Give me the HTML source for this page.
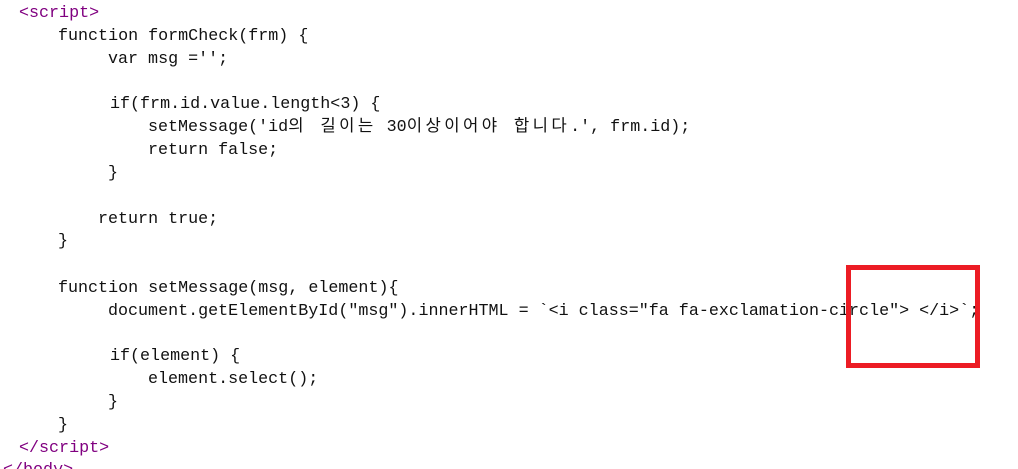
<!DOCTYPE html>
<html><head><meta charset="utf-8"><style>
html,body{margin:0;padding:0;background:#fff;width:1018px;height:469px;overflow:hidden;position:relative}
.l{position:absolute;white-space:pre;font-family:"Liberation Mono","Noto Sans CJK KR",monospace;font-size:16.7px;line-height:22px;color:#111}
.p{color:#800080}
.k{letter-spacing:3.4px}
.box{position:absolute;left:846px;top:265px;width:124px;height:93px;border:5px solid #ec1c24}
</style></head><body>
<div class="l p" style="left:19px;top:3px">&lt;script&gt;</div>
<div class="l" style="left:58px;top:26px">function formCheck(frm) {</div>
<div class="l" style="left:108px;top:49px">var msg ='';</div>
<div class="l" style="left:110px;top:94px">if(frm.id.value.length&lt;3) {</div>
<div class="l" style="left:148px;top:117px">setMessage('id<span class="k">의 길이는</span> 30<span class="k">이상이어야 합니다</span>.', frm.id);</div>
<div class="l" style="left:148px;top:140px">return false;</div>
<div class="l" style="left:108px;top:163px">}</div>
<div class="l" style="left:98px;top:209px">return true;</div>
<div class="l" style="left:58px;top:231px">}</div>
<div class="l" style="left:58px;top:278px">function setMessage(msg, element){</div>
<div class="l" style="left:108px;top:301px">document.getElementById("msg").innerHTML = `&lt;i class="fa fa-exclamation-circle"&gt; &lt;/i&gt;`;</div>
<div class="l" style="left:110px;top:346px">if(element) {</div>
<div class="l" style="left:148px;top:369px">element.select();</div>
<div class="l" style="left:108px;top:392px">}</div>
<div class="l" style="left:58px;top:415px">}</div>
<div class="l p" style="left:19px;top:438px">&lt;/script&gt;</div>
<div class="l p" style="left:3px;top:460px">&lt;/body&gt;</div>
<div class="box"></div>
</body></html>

...

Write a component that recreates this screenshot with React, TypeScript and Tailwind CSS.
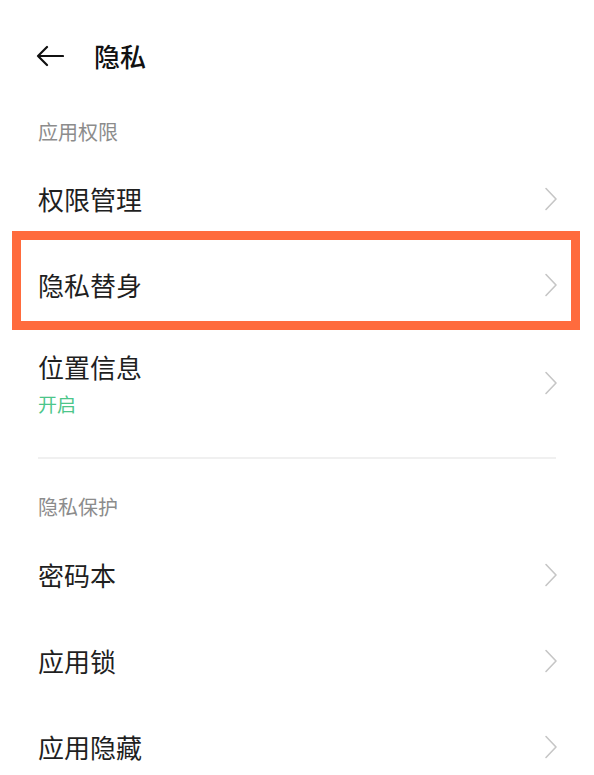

Prompt: Look through the material and copy each line that has "this".

Exercise answer:
Give me the HTML source for this page.
Write a component that recreates this screenshot with React, TypeScript and Tailwind CSS.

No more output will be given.